Les mandataires des corporations convenaient des commandes et en distribuaient l'exécution entre les artisans. Ils contrôlaient les délais de livraison, qualité et paiements. Car l'arme à feu n'était pas un produit élaboré de bout en bout dans un seul des ateliers dédiés à cette branche. Chaque pièce en était confiée à quatre corporations différentes, représentées dans pratiquement toutes les communes du pays et des zones limitrophes (comme le haut Ibaizabal en Biscaye). Leurs fonctions étaient clairement délimitées: cañonistas (chargés d'élaborer le canon de l'arme), llaveros (pour les "llaves" ou platines, mécanisme qui autorise le tir), aparejeros (montage et assemblage des pièces des éléments précédents), et cajeros (qui se chargeaient de la finition définitive).
La conjoncture toutefois était incertaine. Les fabriques royales avaient des hauts et des bas dans leur production et, après la splendeur du XVIe, le XVIIe siècle représenta une profonde crise dont elles ne sortiraient pas jusqu'au XVIIIe, une nouvelle phase de prospérité qui prit fin avec les destructions causées par la Guerre de la Convention. La disparition du système des fabriques royales vit de nombreux ouvriers spécialisés contraints à émigrer sous d'autres cieux (Saragosse, Trubia, Séville...) tandis que d'autres cherchèrent inlassablement à réactiver le système. La prépondérance de Soraluze allait être remise en cause, en particulier par Eibar, dont les entreprenants artisans établirent au cours du XIXe siècle les canaux de rénovation nécessaires, posant les jalons pour le développement de ce qui allait être l'industrie moderne du secteur.

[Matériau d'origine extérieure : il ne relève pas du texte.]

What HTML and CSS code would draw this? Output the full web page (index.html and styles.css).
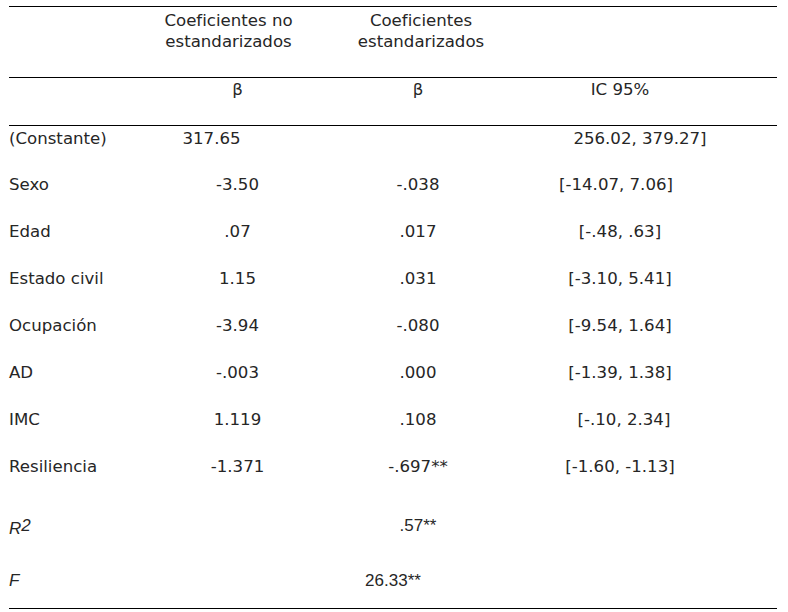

Le travail était régulé par les us et coutumes des métiers spécialisés, et structuré par l'organigramme de maître, compagnons et apprentis. Le premier était habituellement soit le patron de l'officine ou atelier, soit son locataire. Il s'agissait d'une personne dont l'habileté et la connaissance étaient le garant de l'affaire. Dans sa tâche, il pouvait compter sur le concours d'ouvriers spécialisés, compagnons, dont l'expérience n'était plus à démontrer, qui travaillaient pour une solde déterminée, à quoi il fallait ajouter le "placeraje", sorte de prime de productivité. Le dernier échelon était occupé par les apprentis, lesquels servaient un maître pendant au minimum trois ans, logés, blanchis, nourris. Au terme de leur période d'apprentissage, et d'un examen que lui faisait subir la corporation ou le maître, ils pouvaient aspirer à la catégorie de compagnon et vendre leur force contre un salaire journalier.